But to put it simply: segregation is enforced. This is not that. You're making sweeping assertions based on a very limited data set.
And you aren't? I'm arguing from logic. I've explained that, normally, the metropolis of a multicultural state would have a diverse population, at least in the general public if not in the ruling elites, because there are strong political, cultural, and economic incentives to draw people there from all over. I cannot see a way that such a metropolis would be completely devoid of diversity
unless that segregation were enforced, unless other groups were actually barred from entering it.
Also, again, the
Ruling Council of the entire civilization (or at least the pacifist New Mandalorian faction that controlled the system at the time) was portrayed as monoethnic. That's pretty hard to handwave away. If Mandalore's population is based in clans, then shouldn't all the clans be represented on the council? You can't brush aside the implications of what you're arguing just because you don't like them.

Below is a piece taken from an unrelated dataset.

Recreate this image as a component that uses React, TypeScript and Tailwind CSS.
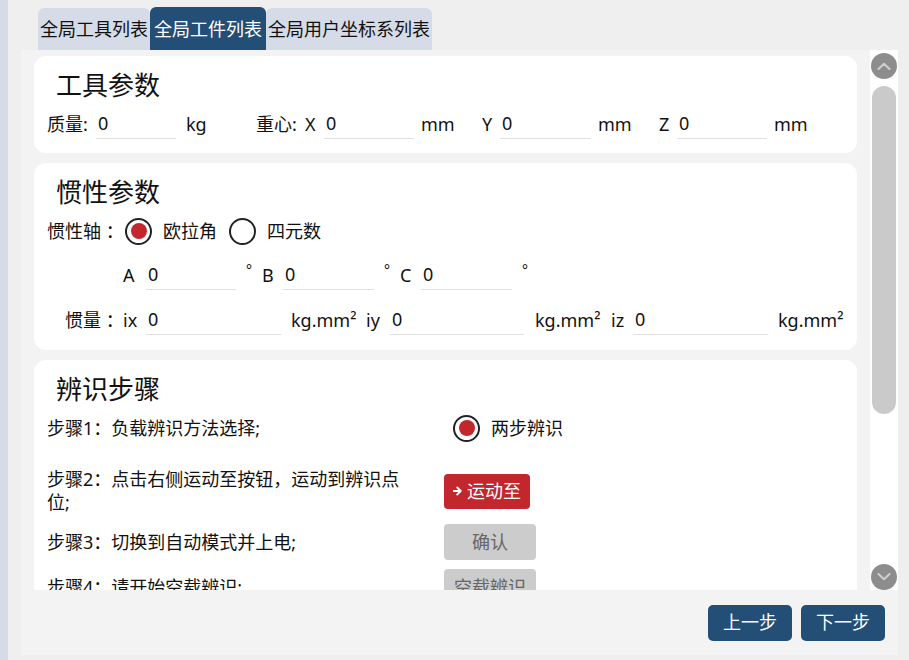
import { ReactNode } from "react";

function Field({ className }: { className: string }) {
  return (
    <div className={`flex h-[30px] shrink-0 items-center border-b border-[#e0e0e0] pl-[2px] ${className}`}>0</div>
  );
}

function Radio({ checked }: { checked?: boolean }) {
  return (
    <span className="flex h-[27px] w-[27px] shrink-0 items-center justify-center rounded-full border-[2.5px] border-[#222]">
      {checked && <span className="h-[16px] w-[16px] rounded-full bg-[#c1272d]" />}
    </span>
  );
}

function Card({ className, title, children }: { className: string; title: string; children: ReactNode }) {
  return (
    <div className={`shrink-0 rounded-[12px] bg-white pt-[14px] ${className}`}>
      <div className="pl-[22px] text-[26px] leading-[30px]">{title}</div>
      {children}
    </div>
  );
}

function Chevron({ up }: { up?: boolean }) {
  return (
    <div className="flex h-[26px] w-[26px] items-center justify-center rounded-full bg-[#8d8d8d]">
      <svg width="14" height="8" viewBox="0 0 14 8" fill="none">
        <path
          d={up ? "M1.5 7 L7 1.8 L12.5 7" : "M1.5 1 L7 6.2 L12.5 1"}
          stroke="#cfcfcf"
          strokeWidth="2"
          strokeLinecap="round"
          strokeLinejoin="round"
        />
      </svg>
    </div>
  );
}

const grayBtn = "flex h-[36px] w-[92px] items-center justify-center rounded-[4px] bg-[#cccccc] text-[#666]";
const navBtn = "flex h-[36px] w-[84px] items-center justify-center rounded-[5px] bg-[#234e75] text-white";

export default function App() {
  return (
    <div className="flex h-[660px] w-[909px] overflow-hidden bg-[#efefef] font-['Noto_Sans','Noto_Sans_CJK_SC',sans-serif] text-[18px] text-[#111]">
      <div className="w-[8px] shrink-0 bg-[#d5dce7]" />

      <div className="ml-[13px] flex w-[877px] flex-col">
        {/* tabs */}
        <div className="flex h-[50px] items-end pl-[17px] leading-none">
          <div className="flex h-[42px] w-[112px] items-center justify-center rounded-t-[6px] bg-[#d5dce7]">全局工具列表</div>
          <div className="flex h-[43px] w-[116px] items-center justify-center rounded-t-[6px] bg-[#234e75] text-white">全局工件列表</div>
          <div className="flex h-[42px] w-[166px] items-center justify-center rounded-t-[6px] bg-[#d5dce7]">全局用户坐标系列表</div>
        </div>

        <div className="flex h-[605px] flex-col bg-[#f3f3f3]">
          <div className="flex h-[540px]">
            <div className="flex flex-1 flex-col gap-[10px] overflow-hidden px-[13px] pt-[6px]">
              <Card className="h-[97px]" title="工具参数">
                <div className="mt-[6px] flex h-[36px] items-center whitespace-nowrap pl-[13px]">
                  <span className="w-[49px] shrink-0">质量:</span>
                  <Field className="w-[80px]" />
                  <span className="ml-[10px] w-[70px] shrink-0">kg</span>
                  <span className="w-[49px] shrink-0">重心:</span>
                  <span className="w-[19px] shrink-0">X</span>
                  <Field className="w-[90px]" />
                  <span className="ml-[7px] w-[61px] shrink-0">mm</span>
                  <span className="w-[18px] shrink-0">Y</span>
                  <Field className="w-[91px]" />
                  <span className="ml-[7px] w-[61px] shrink-0">mm</span>
                  <span className="w-[18px] shrink-0">Z</span>
                  <Field className="w-[90px]" />
                  <span className="ml-[7px]">mm</span>
                </div>
              </Card>

              <Card className="h-[187px]" title="惯性参数">
                <div className="mt-[6px] flex h-[36px] items-center whitespace-nowrap pl-[13px]">
                  <span className="w-[78px] shrink-0">惯性轴 ：</span>
                  <Radio checked />
                  <span className="ml-[11px] w-[66px] shrink-0">欧拉角</span>
                  <Radio />
                  <span className="ml-[11px]">四元数</span>
                </div>
                <div className="mt-[8px] flex h-[36px] items-center whitespace-nowrap pl-[89px]">
                  <span className="w-[23px] shrink-0">A</span>
                  <Field className="w-[90px]" />
                  <span className="ml-[10px] w-[16px] shrink-0 self-start pt-[2px] text-[14px]">°</span>
                  <span className="w-[21px] shrink-0">B</span>
                  <Field className="w-[91px]" />
                  <span className="ml-[10px] w-[16px] shrink-0 self-start pt-[2px] text-[14px]">°</span>
                  <span className="w-[21px] shrink-0">C</span>
                  <Field className="w-[91px]" />
                  <span className="ml-[10px] w-[16px] shrink-0 self-start pt-[2px] text-[14px]">°</span>
                </div>
                <div className="mt-[9px] flex h-[36px] items-center whitespace-nowrap pl-[31px]">
                  <span className="w-[58px] shrink-0">惯量 ：</span>
                  <span className="w-[23px] shrink-0">ix</span>
                  <Field className="w-[135px]" />
                  <span className="ml-[10px] w-[75px] shrink-0">kg.mm²</span>
                  <span className="w-[24px] shrink-0">iy</span>
                  <Field className="w-[134px]" />
                  <span className="ml-[11px] w-[76px] shrink-0">kg.mm²</span>
                  <span className="w-[22px] shrink-0">iz</span>
                  <Field className="w-[135px]" />
                  <span className="ml-[10px]">kg.mm²</span>
                </div>
              </Card>

              <Card className="h-[300px]" title="辨识步骤">
                <div className="mt-[6px] flex h-[36px] items-center pl-[13px]">
                  <div className="w-[360px]">步骤1：负载辨识方法选择;</div>
                  <div className="ml-[46px] flex items-center">
                    <Radio checked />
                    <span className="ml-[11px]">两步辨识</span>
                  </div>
                </div>
                <div className="mt-[22px] flex items-center pl-[13px]">
                  <div className="w-[360px] leading-[23px]">步骤2：点击右侧运动至按钮，运动到辨识点位;</div>
                  <button className="ml-[37px] flex h-[35px] w-[86px] items-center justify-center gap-[5px] rounded-[4px] bg-[#c1272d] text-white">
                    <svg width="9" height="10" viewBox="0 0 9 10" fill="none">
                      <path d="M0.5 5 H7.5 M4.2 1.5 L7.8 5 L4.2 8.5" stroke="white" strokeWidth="1.8" strokeLinecap="round" strokeLinejoin="round" />
                    </svg>
                    运动至
                  </button>
                </div>
                <div className="mt-[10px] flex items-center pl-[13px]">
                  <div className="w-[360px]">步骤3：切换到自动模式并上电;</div>
                  <button className={`ml-[37px] ${grayBtn}`}>确认</button>
                </div>
                <div className="mt-[9px] flex items-center pl-[13px]">
                  <div className="w-[360px]">步骤4：请开始空载辨识;</div>
                  <button className={`ml-[37px] ${grayBtn}`}>空载辨识</button>
                </div>
              </Card>
            </div>

            {/* scrollbar */}
            <div className="flex w-[28px] flex-col items-center bg-white">
              <div className="mt-[3px]">
                <Chevron up />
              </div>
              <div className="mt-[7px] h-[328px] w-[24px] rounded-[12px] bg-[#cacaca]" />
              <div className="mt-auto">
                <Chevron />
              </div>
            </div>
          </div>

          <div className="flex flex-1 items-center justify-end gap-[9px] pr-[13px]">
            <button className={navBtn}>上一步</button>
            <button className={navBtn}>下一步</button>
          </div>
        </div>
      </div>
    </div>
  );
}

If your thesis is that different ethnic appearances of Mandalorian characters represent different clans, then it follows that the New Mandalorian Ruling Council consists of members of only a single clan, or a single group of closely related clans. And that means it's not a democratic or representative government, but just an oligarchy. I'm merely following the chain of logic from your own postulate to the conclusions it suggests.
Which is why, as I said, I'd prefer not to take this as literally as you always seem to want to with
Star Wars. It's a television show. They made a bad design decision. They made a mistake of defaulting to white, and since then they've been doing better at designing and casting characters more diversely. If they went back and made these episodes today, maybe they'd make the population more diverse.